> Exercise requirements
Check each line of the listing below for the string "index", and copy the ones that have it.

> Source material
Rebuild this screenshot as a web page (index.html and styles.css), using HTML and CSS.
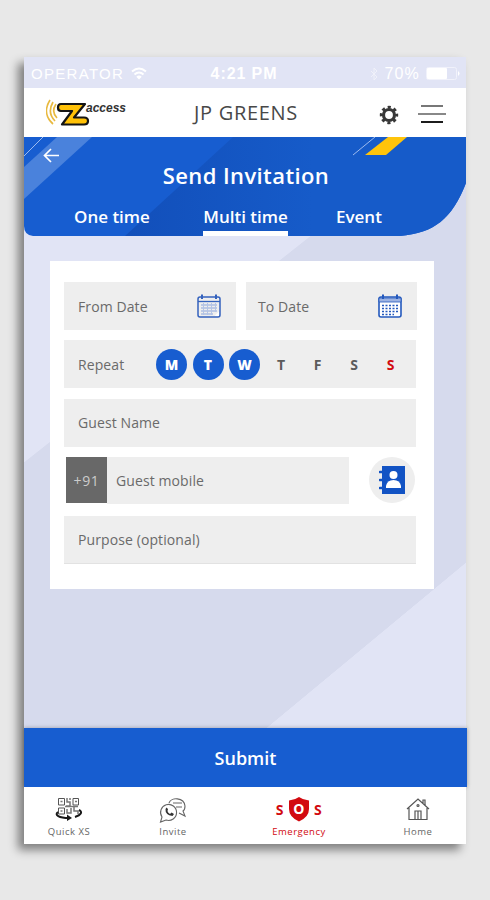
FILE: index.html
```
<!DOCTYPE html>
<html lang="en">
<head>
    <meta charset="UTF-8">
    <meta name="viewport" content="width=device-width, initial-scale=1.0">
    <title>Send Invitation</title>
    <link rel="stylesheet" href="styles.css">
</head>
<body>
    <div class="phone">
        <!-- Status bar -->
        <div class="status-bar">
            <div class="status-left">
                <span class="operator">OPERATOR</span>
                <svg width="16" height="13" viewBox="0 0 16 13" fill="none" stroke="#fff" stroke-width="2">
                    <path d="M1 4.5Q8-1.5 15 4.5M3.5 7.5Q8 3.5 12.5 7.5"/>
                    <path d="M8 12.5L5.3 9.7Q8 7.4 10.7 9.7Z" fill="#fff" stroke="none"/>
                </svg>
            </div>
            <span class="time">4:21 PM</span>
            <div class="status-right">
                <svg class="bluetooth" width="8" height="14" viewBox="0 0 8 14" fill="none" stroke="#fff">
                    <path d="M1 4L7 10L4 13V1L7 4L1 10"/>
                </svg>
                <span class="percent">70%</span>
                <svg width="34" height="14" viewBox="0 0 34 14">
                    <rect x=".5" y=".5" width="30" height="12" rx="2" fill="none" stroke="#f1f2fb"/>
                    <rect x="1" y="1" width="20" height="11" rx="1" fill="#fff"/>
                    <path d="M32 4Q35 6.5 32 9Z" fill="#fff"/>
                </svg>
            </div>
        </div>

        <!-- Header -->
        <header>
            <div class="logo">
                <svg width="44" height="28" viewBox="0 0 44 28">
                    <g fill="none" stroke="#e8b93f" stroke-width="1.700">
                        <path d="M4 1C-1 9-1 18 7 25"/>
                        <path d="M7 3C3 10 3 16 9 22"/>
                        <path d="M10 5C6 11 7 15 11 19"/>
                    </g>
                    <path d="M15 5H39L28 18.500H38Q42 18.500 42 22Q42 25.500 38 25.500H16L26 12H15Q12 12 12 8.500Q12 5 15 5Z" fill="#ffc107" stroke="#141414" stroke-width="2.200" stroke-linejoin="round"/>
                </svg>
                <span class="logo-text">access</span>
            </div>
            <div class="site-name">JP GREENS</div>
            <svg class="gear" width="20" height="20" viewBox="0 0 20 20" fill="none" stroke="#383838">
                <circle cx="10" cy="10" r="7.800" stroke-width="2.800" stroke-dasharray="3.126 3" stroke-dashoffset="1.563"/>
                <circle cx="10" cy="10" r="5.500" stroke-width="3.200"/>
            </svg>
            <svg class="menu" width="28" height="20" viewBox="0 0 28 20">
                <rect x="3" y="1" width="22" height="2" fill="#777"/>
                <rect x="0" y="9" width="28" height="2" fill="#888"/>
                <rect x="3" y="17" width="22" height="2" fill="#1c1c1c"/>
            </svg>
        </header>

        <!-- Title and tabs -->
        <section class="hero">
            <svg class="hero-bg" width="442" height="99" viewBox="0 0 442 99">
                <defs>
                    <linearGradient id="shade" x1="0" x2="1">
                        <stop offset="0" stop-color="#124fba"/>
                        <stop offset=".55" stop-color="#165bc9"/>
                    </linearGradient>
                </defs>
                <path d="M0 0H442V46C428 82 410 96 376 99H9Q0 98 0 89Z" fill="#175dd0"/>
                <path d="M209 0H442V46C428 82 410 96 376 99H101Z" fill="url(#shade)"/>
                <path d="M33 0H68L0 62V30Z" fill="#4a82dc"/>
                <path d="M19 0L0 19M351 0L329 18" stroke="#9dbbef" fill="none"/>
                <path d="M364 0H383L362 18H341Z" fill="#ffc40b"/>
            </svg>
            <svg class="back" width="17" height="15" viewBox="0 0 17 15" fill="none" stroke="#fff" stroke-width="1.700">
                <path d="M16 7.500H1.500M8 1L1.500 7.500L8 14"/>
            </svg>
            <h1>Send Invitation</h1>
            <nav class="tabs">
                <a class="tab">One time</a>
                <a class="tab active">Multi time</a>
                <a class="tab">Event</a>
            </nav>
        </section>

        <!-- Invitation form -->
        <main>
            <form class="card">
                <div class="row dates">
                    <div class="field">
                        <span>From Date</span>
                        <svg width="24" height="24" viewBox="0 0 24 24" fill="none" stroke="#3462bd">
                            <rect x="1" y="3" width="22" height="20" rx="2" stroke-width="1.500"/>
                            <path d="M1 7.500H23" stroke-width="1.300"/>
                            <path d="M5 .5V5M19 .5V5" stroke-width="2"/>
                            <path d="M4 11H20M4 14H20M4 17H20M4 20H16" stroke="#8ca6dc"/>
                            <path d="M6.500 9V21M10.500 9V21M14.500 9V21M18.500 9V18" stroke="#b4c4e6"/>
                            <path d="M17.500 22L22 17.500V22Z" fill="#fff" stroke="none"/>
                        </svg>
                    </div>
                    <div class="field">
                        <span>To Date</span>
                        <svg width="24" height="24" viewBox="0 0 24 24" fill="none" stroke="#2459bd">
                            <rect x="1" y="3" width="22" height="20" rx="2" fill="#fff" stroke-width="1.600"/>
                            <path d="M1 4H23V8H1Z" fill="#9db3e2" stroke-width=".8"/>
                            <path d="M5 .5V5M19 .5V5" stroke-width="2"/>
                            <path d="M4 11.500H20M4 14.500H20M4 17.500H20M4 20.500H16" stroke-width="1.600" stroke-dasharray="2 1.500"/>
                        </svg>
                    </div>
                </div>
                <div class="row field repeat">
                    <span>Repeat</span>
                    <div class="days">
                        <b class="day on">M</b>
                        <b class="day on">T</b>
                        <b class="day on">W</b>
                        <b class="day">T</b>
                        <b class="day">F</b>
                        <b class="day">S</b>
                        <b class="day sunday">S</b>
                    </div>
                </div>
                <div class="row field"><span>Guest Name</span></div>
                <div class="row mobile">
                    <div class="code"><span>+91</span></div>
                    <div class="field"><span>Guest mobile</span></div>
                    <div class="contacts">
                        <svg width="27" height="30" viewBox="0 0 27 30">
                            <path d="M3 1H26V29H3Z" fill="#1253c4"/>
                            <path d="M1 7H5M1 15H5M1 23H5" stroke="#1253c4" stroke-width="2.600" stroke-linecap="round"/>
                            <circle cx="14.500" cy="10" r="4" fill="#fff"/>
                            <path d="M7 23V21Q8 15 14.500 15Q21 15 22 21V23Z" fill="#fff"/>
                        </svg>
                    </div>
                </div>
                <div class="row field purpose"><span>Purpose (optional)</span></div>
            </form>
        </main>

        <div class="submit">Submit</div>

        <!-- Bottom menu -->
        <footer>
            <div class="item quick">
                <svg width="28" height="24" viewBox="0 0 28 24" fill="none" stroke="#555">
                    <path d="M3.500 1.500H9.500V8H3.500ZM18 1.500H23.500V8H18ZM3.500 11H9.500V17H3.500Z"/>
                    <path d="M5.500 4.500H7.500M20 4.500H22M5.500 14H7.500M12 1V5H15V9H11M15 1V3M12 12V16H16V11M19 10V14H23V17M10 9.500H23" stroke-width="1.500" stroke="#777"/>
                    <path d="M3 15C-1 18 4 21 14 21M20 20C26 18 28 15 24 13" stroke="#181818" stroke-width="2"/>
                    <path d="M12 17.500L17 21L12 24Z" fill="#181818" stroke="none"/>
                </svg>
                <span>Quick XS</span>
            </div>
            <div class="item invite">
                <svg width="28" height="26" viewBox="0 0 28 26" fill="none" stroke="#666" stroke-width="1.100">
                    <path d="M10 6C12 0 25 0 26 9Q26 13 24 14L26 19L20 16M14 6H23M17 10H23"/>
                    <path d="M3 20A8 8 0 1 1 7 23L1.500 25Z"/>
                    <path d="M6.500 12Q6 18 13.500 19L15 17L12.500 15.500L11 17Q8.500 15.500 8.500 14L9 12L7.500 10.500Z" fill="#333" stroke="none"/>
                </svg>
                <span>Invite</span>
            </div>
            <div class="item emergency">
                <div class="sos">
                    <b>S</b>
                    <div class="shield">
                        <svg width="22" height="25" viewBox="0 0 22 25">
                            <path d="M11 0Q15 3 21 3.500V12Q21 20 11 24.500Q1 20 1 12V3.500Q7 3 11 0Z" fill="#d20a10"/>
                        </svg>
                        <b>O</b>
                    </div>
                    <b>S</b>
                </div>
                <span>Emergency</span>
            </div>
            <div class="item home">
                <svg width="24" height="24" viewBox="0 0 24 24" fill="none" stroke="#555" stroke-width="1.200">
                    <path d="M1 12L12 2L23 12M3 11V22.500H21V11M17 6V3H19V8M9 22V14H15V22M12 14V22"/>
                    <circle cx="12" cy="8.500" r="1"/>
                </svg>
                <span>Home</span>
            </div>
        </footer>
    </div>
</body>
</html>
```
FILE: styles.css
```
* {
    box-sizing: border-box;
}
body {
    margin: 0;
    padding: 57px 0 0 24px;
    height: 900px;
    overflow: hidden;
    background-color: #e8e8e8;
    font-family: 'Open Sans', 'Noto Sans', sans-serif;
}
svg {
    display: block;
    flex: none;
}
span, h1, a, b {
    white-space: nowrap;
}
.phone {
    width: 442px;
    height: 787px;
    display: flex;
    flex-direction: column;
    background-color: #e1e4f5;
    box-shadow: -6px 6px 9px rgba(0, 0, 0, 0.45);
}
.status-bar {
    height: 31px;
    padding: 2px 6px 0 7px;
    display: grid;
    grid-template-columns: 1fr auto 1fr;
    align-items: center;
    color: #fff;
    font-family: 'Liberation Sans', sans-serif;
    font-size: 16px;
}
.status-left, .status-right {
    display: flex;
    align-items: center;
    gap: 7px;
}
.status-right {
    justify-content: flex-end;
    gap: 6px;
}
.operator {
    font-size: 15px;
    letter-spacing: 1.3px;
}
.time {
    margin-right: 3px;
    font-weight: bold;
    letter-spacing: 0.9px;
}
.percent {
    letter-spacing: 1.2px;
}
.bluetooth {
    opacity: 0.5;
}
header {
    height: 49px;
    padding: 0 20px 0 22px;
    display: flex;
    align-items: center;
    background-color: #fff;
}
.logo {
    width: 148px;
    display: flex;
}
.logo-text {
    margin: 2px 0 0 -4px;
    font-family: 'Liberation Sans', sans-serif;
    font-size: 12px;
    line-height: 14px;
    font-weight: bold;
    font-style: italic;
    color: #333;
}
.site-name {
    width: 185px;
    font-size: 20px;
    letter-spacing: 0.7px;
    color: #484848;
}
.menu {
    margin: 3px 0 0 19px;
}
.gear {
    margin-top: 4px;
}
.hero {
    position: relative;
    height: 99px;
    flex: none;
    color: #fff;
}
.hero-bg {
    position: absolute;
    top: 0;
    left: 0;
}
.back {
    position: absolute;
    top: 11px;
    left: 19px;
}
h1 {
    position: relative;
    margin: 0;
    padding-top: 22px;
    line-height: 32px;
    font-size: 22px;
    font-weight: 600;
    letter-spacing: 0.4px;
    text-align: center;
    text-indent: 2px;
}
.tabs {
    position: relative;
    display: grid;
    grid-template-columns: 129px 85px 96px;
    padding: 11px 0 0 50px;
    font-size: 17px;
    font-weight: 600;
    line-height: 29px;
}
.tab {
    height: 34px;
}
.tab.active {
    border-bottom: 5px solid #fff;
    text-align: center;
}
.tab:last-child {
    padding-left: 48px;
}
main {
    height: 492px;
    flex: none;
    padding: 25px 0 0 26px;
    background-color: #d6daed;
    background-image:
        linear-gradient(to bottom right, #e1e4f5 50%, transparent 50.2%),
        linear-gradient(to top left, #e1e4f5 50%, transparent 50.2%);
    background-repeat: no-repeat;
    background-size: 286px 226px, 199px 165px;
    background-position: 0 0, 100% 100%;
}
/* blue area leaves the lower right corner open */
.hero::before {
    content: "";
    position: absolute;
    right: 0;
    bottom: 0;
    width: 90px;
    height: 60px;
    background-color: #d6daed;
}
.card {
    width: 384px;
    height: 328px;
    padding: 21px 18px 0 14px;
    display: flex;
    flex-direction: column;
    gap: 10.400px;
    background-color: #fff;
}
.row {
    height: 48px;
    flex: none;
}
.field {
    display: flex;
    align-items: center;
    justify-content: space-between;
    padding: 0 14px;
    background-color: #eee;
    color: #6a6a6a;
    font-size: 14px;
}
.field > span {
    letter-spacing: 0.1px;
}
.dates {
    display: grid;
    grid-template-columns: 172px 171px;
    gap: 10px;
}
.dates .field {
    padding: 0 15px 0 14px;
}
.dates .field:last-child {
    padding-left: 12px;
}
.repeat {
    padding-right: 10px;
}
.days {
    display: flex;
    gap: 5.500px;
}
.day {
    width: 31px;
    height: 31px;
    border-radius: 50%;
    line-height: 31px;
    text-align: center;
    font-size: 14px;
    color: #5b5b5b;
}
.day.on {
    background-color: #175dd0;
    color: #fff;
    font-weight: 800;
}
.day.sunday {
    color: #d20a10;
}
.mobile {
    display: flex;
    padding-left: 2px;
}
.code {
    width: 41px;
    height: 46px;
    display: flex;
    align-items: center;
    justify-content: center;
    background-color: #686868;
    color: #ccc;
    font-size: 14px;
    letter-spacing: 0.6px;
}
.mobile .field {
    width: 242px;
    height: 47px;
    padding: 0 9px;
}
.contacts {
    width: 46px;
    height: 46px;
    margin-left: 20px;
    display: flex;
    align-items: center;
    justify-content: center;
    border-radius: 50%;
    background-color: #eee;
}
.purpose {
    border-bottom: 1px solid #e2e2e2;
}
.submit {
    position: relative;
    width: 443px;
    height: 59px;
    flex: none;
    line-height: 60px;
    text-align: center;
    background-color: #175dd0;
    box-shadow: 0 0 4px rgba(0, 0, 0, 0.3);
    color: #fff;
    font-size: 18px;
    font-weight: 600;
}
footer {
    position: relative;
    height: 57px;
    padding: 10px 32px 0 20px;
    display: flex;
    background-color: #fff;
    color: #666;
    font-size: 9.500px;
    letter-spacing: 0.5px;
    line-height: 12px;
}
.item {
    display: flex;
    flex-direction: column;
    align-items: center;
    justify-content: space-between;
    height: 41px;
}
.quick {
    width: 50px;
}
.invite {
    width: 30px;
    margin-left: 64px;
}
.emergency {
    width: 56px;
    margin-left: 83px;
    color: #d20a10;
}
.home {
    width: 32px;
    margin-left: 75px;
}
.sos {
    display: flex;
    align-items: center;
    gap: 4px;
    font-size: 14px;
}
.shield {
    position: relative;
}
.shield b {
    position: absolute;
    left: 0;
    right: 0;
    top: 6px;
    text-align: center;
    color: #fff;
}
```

> Result
Rebuild this screenshot as a web page (index.html and styles.css), using HTML and CSS.
FILE: index.html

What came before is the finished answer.